### Data extract

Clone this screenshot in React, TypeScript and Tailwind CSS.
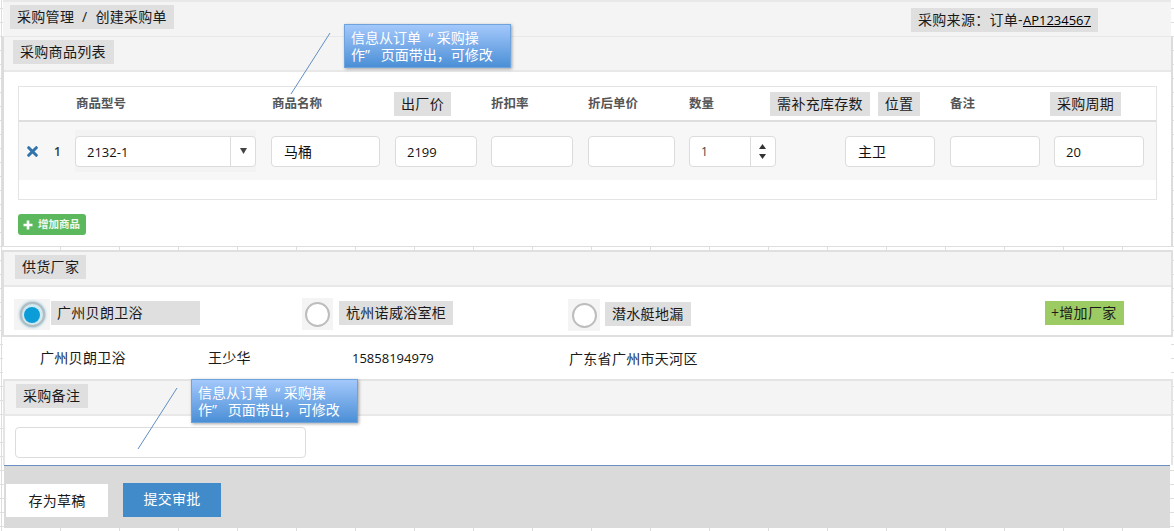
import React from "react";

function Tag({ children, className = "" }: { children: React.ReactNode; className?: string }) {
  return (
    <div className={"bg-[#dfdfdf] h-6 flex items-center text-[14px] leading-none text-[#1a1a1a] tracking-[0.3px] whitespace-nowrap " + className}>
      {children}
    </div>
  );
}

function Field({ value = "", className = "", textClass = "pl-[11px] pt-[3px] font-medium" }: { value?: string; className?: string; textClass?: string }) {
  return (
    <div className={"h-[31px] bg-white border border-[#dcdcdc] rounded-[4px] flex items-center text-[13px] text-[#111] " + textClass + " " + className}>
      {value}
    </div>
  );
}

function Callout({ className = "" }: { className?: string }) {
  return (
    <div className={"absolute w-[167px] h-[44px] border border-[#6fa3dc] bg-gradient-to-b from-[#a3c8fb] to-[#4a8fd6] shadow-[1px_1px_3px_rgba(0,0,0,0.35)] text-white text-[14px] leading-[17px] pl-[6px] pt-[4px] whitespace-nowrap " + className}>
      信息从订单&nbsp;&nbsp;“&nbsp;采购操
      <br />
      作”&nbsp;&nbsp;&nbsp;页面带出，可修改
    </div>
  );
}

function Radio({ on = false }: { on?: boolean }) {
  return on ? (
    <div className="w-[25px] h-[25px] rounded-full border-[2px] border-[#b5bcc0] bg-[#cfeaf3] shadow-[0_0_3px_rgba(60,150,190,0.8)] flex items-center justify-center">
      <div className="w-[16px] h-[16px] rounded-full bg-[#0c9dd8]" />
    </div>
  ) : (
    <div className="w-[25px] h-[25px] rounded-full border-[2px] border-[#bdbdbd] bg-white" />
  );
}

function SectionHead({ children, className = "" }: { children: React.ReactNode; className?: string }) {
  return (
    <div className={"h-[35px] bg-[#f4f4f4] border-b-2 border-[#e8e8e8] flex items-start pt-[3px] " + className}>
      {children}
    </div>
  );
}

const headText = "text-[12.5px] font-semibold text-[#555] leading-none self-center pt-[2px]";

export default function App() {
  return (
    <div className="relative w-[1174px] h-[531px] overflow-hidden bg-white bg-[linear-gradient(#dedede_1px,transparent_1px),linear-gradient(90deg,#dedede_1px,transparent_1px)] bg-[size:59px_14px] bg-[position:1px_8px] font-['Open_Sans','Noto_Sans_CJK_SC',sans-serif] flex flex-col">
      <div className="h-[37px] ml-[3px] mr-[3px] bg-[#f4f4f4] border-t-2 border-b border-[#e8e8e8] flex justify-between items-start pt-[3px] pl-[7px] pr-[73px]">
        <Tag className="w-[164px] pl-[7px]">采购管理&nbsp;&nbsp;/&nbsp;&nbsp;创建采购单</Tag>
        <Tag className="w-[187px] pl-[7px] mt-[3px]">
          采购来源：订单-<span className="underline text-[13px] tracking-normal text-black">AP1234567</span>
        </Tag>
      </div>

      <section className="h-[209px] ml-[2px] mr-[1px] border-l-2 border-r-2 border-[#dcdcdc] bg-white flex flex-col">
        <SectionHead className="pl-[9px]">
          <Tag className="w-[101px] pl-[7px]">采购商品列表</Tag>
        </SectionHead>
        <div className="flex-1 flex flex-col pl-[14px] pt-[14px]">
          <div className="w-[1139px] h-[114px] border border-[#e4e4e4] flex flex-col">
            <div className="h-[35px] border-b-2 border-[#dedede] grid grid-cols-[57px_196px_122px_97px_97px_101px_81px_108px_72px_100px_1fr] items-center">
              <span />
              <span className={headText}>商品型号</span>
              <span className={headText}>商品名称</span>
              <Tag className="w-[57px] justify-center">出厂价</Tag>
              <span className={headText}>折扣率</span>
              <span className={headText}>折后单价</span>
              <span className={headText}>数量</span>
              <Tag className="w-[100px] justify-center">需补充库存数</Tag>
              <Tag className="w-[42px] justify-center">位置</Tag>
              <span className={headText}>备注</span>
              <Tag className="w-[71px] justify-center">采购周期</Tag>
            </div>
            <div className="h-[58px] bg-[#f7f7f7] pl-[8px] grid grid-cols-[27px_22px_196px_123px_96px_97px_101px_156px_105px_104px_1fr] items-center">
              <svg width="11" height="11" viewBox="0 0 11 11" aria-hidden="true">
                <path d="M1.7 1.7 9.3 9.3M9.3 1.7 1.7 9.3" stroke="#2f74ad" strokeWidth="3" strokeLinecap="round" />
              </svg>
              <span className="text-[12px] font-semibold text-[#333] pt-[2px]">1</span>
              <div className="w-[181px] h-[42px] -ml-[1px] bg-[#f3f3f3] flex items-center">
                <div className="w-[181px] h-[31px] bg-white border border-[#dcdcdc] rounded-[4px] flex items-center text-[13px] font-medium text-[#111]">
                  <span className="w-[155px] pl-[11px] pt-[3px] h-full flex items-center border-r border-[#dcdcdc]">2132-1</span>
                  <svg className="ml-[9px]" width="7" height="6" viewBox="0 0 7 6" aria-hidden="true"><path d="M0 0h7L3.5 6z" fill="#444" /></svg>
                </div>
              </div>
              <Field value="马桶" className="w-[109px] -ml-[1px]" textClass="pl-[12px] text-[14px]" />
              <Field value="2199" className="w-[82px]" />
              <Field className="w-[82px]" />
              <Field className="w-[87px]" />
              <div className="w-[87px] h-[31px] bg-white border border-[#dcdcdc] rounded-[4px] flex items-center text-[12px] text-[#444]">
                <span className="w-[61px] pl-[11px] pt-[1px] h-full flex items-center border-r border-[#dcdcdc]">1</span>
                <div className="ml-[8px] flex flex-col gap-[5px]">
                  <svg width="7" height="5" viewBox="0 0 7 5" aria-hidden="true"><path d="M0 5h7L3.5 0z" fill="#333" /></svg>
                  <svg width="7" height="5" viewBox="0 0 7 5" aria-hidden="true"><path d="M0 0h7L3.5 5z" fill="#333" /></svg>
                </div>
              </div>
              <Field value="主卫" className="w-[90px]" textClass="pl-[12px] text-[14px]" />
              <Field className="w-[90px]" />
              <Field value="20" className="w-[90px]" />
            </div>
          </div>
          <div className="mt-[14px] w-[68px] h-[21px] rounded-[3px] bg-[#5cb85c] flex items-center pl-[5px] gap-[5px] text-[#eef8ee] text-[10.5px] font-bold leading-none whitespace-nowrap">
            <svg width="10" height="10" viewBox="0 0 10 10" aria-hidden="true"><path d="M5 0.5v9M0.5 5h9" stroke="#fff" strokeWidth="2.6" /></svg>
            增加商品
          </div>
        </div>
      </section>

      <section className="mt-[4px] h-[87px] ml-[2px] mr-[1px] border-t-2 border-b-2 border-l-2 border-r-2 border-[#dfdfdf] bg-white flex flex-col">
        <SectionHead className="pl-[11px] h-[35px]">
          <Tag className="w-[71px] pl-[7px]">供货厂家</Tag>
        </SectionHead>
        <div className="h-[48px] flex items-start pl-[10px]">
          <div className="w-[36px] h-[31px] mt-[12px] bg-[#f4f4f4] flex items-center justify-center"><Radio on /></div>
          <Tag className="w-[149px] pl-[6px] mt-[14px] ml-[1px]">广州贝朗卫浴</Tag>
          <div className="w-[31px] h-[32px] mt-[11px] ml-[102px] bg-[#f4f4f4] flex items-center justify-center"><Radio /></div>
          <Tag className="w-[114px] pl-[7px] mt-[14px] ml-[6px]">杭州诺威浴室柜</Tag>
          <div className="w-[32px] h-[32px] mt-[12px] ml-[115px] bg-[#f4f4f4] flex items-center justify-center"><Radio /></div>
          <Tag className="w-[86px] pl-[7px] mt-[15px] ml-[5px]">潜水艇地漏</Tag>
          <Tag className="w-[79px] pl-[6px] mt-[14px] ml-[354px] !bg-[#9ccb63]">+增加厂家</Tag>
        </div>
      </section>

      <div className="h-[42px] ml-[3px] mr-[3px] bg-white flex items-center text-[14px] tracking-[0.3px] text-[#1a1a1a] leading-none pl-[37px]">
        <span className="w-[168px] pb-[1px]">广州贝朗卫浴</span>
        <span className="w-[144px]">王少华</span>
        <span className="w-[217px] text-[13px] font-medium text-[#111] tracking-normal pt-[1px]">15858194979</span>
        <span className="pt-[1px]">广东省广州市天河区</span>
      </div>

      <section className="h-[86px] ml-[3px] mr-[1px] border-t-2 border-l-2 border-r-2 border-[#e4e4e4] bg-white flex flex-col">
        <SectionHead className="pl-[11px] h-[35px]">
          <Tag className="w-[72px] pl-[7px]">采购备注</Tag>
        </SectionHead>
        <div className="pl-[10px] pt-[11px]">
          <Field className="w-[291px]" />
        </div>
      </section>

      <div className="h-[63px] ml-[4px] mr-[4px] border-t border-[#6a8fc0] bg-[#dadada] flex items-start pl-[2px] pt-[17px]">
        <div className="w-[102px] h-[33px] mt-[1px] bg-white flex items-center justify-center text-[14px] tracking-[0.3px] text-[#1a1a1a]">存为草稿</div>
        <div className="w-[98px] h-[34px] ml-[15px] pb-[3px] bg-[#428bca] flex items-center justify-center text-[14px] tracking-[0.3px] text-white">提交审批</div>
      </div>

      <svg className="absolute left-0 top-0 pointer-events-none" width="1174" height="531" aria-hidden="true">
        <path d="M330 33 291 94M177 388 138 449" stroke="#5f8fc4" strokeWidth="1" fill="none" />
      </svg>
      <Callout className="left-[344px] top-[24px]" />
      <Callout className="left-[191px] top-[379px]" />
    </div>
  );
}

######

__What is expected__.
Could the lines from the top of the material through the line with "import React from" be repeated exactly, pictures left out?

__Exercise output__.
Clone this screenshot in React, TypeScript and Tailwind CSS.
import React from "react";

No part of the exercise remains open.